Le président colombien Gustavo Petro a lui exprimé mardi sur le réseau social X son « entière solidarité » avec son homologue brésilien, accusant à son tour Israël de commettre un « génocide » des Palestiniens dans la bande de Gaza.

« Conversation dynamique »

Des responsables américains avaient dit vendredi s’attendre à une « conversation dynamique » entre Antony Blinken et le chef d’État brésilien.

Antony Blinken doit également prendre part à une réunion mercredi et jeudi des ministres des Affaires étrangères du G20 à Rio de Janeiro, à laquelle son homologue russe Sergueï Lavrov est aussi attendu.

Aucune rencontre n’est officiellement programmée et elle semble peu probable dans le contexte de stupeur provoquée par la mort vendredi en prison de l’opposant russe Alexeï Navalny. Les pays occidentaux, États-Unis en tête, ont accusé la Russie d’en être « responsable ».

Lors de la dernière réunion des ministres des Affaires étrangères du G20, à New Delhi en mars 2023, M. Blinken avait eu sa seule rencontre en tête-à-tête avec le chef de la diplomatie russe depuis l’invasion de l’Ukraine en février 2022.

M. Blinken, qui multiplie les tournées internationales, se rend pour la première fois au Brésil depuis sa nomination il y a trois ans.

La relation entre les États-Unis et la première économie d’Amérique latine s’est nettement réchauffée depuis le retour au pouvoir de Lula en 2023, qui a succédé au président d’extrême droite Jair Bolsonaro, proche de Donald Trump.

Le président de gauche, 78 ans, s’est, lui, déjà rendu à Washington pour rencontrer le président démocrate Joe Biden.  

Désaccord sur l’Ukraine et le Venezuela

Les deux dirigeants partagent de mêmes ambitions de lutte contre le réchauffement climatique, de défense des droits du travail et des valeurs démocratiques, mais de nombreux autres points les séparent.
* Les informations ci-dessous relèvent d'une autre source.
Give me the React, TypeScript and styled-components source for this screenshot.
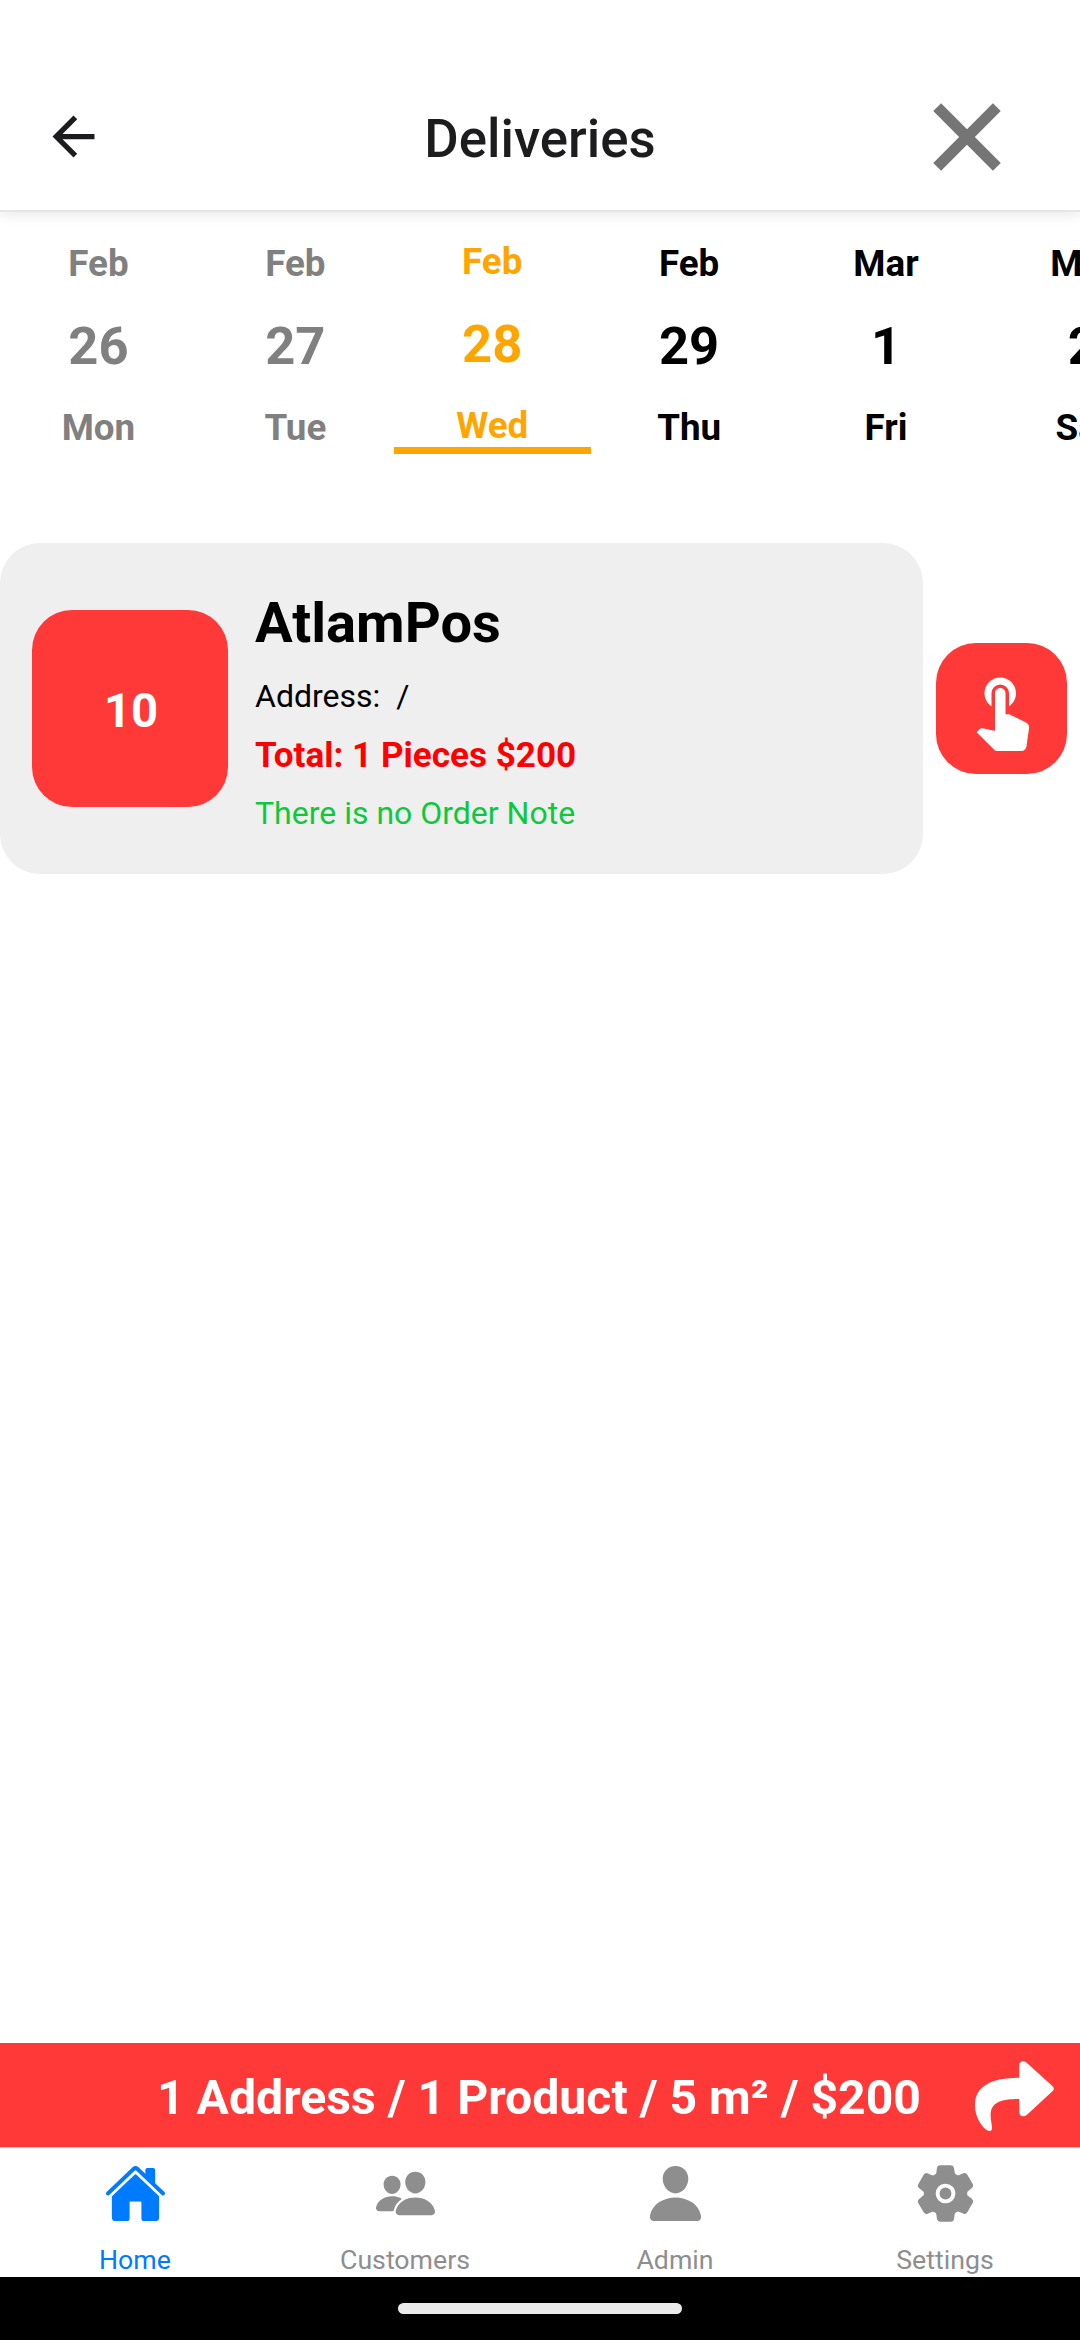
import React from "react";
import styled, { createGlobalStyle } from "styled-components";
import { MdArrowBack, MdTouchApp } from "react-icons/md";
import { IoCloseSharp, IoHome, IoPeople, IoPerson, IoSettings } from "react-icons/io5";

const GlobalStyle = createGlobalStyle`
  *, *::before, *::after { box-sizing: border-box; }
  body { margin: 0; background: #fff; font-family: Roboto, "Noto Sans", sans-serif; }
`;

const Screen = styled.div`
  width: 1080px;
  height: 2340px;
  display: flex;
  flex-direction: column;
  overflow: hidden;
  background: #fff;
`;

const Header = styled.header`
  flex: none;
  height: 210px;
  padding: 63px 53px 0 42px;
  display: grid;
  grid-template-columns: 1fr auto 1fr;
  align-items: center;
  color: #1c1c1e;
  box-shadow: 0 2px 0 #e6e6e6, 0 5px 12px rgba(0, 0, 0, 0.09);
  svg { display: block; }
`;

const HeaderButton = styled.button<{ $end?: boolean }>`
  border: 0;
  padding: 0;
  background: none;
  color: ${(p) => (p.$end ? "#757575" : "#1c1c1e")};
  justify-self: ${(p) => (p.$end ? "end" : "start")};
`;

const Title = styled.h1`
  margin: 0;
  padding: 4px 0 0 11px;
  font-size: 52.8px;
  line-height: 62px;
  font-weight: 500;
`;

const Dates = styled.div`
  flex: none;
  display: flex;
  height: 244px;
  overflow: hidden;
`;

const DateCell = styled.div<{ $tone: string; $active?: boolean }>`
  flex: none;
  width: 196.9px;
  height: 244px;
  padding-top: ${(p) => (p.$active ? 30 : 32)}px;
  border-bottom: ${(p) => (p.$active ? "7px solid #ffa500" : "0")};
  color: ${(p) => p.$tone};
  display: flex;
  flex-direction: column;
  align-items: center;
  font-weight: 700;
`;

const DateLabel = styled.span`
  font-size: 36.75px;
  line-height: 44px;
`;

const DateNumber = styled.span`
  font-size: 52.5px;
  line-height: 62px;
  margin: 29px 0;
`;

const Orders = styled.main`
  flex: 1;
  padding: 89px 13px 0 0;
`;

const OrderRow = styled.div`
  display: flex;
  align-items: center;
  justify-content: space-between;
`;

const Card = styled.article`
  width: 923px;
  height: 331px;
  padding-left: 32px;
  border-radius: 40px;
  background: #efefef;
  display: flex;
  align-items: center;
`;

const Count = styled.div`
  width: 196px;
  height: 197px;
  border-radius: 40px;
  background: #ff3838;
  color: #fff;
  display: flex;
  align-items: center;
  justify-content: center;
  padding: 5px 0 0 2px;
  font-size: 47.25px;
  font-weight: 700;
`;

const Details = styled.div`
  margin-left: 27px;
  padding-top: 5px;
  display: flex;
  flex-direction: column;
`;

const Name = styled.h2`
  margin: 0 0 19px;
  font-size: 56.1px;
  line-height: 68px;
  font-weight: 700;
`;

const Line = styled.p<{ $color: string; $bold?: boolean; $size: number }>`
  margin: 0;
  height: 58.5px;
  line-height: 40px;
  white-space: pre;
  color: ${(p) => p.$color};
  font-size: ${(p) => p.$size}px;
  font-weight: ${(p) => (p.$bold ? 700 : 400)};
  &:last-child { height: 40px; }
`;

const TouchButton = styled.button`
  width: 131px;
  height: 131px;
  border: 0;
  border-radius: 40px;
  padding: 0;
  background: #ff3838;
  color: #fff;
  display: flex;
  align-items: center;
  justify-content: center;
`;

const Summary = styled.div`
  flex: none;
  height: 104px;
  padding: 0 20px 0 157px;
  background: #ff3838;
  color: #fff;
  display: flex;
  align-items: center;
  justify-content: space-between;
  font-size: 48.15px;
  font-weight: 700;
  white-space: nowrap;
`;

const SummaryText = styled.span`
  padding-top: 5px;
`;

const Tabs = styled.nav`
  flex: none;
  height: 130px;
  border-top: 1px solid #d8d8d8;
  display: grid;
  grid-template-columns: repeat(4, 1fr);
`;

const Tab = styled.a<{ $active?: boolean }>`
  display: flex;
  flex-direction: column;
  align-items: center;
  padding-top: 14px;
  color: ${(p) => (p.$active ? "#007aff" : "#8e8e8f")};
  font-size: 26.7px;
  line-height: 32px;
  svg { display: block; margin-bottom: 19px; }
`;

const SystemBar = styled.footer`
  flex: none;
  height: 63px;
  background: #000;
  display: flex;
  justify-content: center;
  align-items: center;
`;

const Handle = styled.div`
  width: 284px;
  height: 11px;
  border-radius: 6px;
  background: #ebebeb;
`;

const GREY = "#808080";
const dates = [
  { month: "Feb", day: "26", week: "Mon", tone: GREY },
  { month: "Feb", day: "27", week: "Tue", tone: GREY },
  { month: "Feb", day: "28", week: "Wed", tone: "#ffa500", active: true },
  { month: "Feb", day: "29", week: "Thu", tone: "#000" },
  { month: "Mar", day: "1", week: "Fri", tone: "#000" },
  { month: "Mar", day: "2", week: "Sat", tone: "#000" },
];

const tabs = [
  { label: "Home", Icon: IoHome, active: true },
  { label: "Customers", Icon: IoPeople },
  { label: "Admin", Icon: IoPerson },
  { label: "Settings", Icon: IoSettings },
];

function ForwardArrow() {
  return (
    <svg width="90" height="90" viewBox="0 0 270 270" fill="currentColor" aria-hidden="true">
      <path d="M148 83V46Q148 34 160 34Q165 34 170 38L248 109Q255 116 248 123L171 194Q166 199 160 199Q148 199 148 187V147C105 147 65 152 62 190C61 208 66 222 66 234Q66 244 57 243C45 241 15 210 15 165C15 105 70 83 148 83Z" />
    </svg>
  );
}

export default function App() {
  return (
    <Screen>
      <GlobalStyle />
      <Header>
        <HeaderButton aria-label="Back"><MdArrowBack size={63} /></HeaderButton>
        <Title>Deliveries</Title>
        <HeaderButton $end aria-label="Close"><IoCloseSharp size={120} /></HeaderButton>
      </Header>
      <Dates>
        {dates.map((d) => (
          <DateCell key={d.day} $tone={d.tone} $active={d.active}>
            <DateLabel>{d.month}</DateLabel>
            <DateNumber>{d.day}</DateNumber>
            <DateLabel>{d.week}</DateLabel>
          </DateCell>
        ))}
      </Dates>
      <Orders>
        <OrderRow>
          <Card>
            <Count>10</Count>
            <Details>
              <Name>AtlamPos</Name>
              <Line $color="#000" $size={32}>{"Address:  /"}</Line>
              <Line $color="#ff0000" $size={35.1} $bold>Total: 1 Pieces $200</Line>
              <Line $color="#0cc93c" $size={32}>There is no Order Note</Line>
            </Details>
          </Card>
          <TouchButton aria-label="Select"><MdTouchApp size={84} /></TouchButton>
        </OrderRow>
      </Orders>
      <Summary>
        <SummaryText>1 Address / 1 Product / 5 m² / $200</SummaryText>
        <ForwardArrow />
      </Summary>
      <Tabs>
        {tabs.map(({ label, Icon, active }) => (
          <Tab key={label} $active={active}>
            <Icon size={63} />
            {label}
          </Tab>
        ))}
      </Tabs>
      <SystemBar><Handle /></SystemBar>
    </Screen>
  );
}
À commencer par l’Ukraine.

Lula s’oppose à la politique d’isolement de la Russie adoptée par Washington depuis l’invasion de l’Ukraine en février 2022, estimant que le président ukrainien Volodymyr Zelensky et les puissances occidentales ont une part de responsabilité dans la guerre.

L’autre grand sujet de contentieux est le Venezuela : le président Lula est resté silencieux, contrairement aux Américains, face au refus du président vénézuélien Nicolas Maduro d’autoriser les candidats de l’opposition à se présenter aux élections.

Le Brésil a « des liens et des connexions importants avec [l’administration] Maduro et est en mesure de lui faire passer des messages clés », a cependant souligné vendredi Brian Nichols, haut responsable du département d’État pour l’Amérique latine.

M. Blinken devrait aussi sonder les pays partenaires sur un soutien à Haïti, en proie à une grave crise sécuritaire et humanitaire, alors que la communauté internationale peine à rassembler une force de police multinationale sous l’égide du Kenya.

En Argentine vendredi, Antony Blinken rencontrera le nouveau président ultralibéral Javier Milei, arrivé à la tête du pays en décembre, connu pour ses sorties provocatrices et souvent comparé à Donald Trump.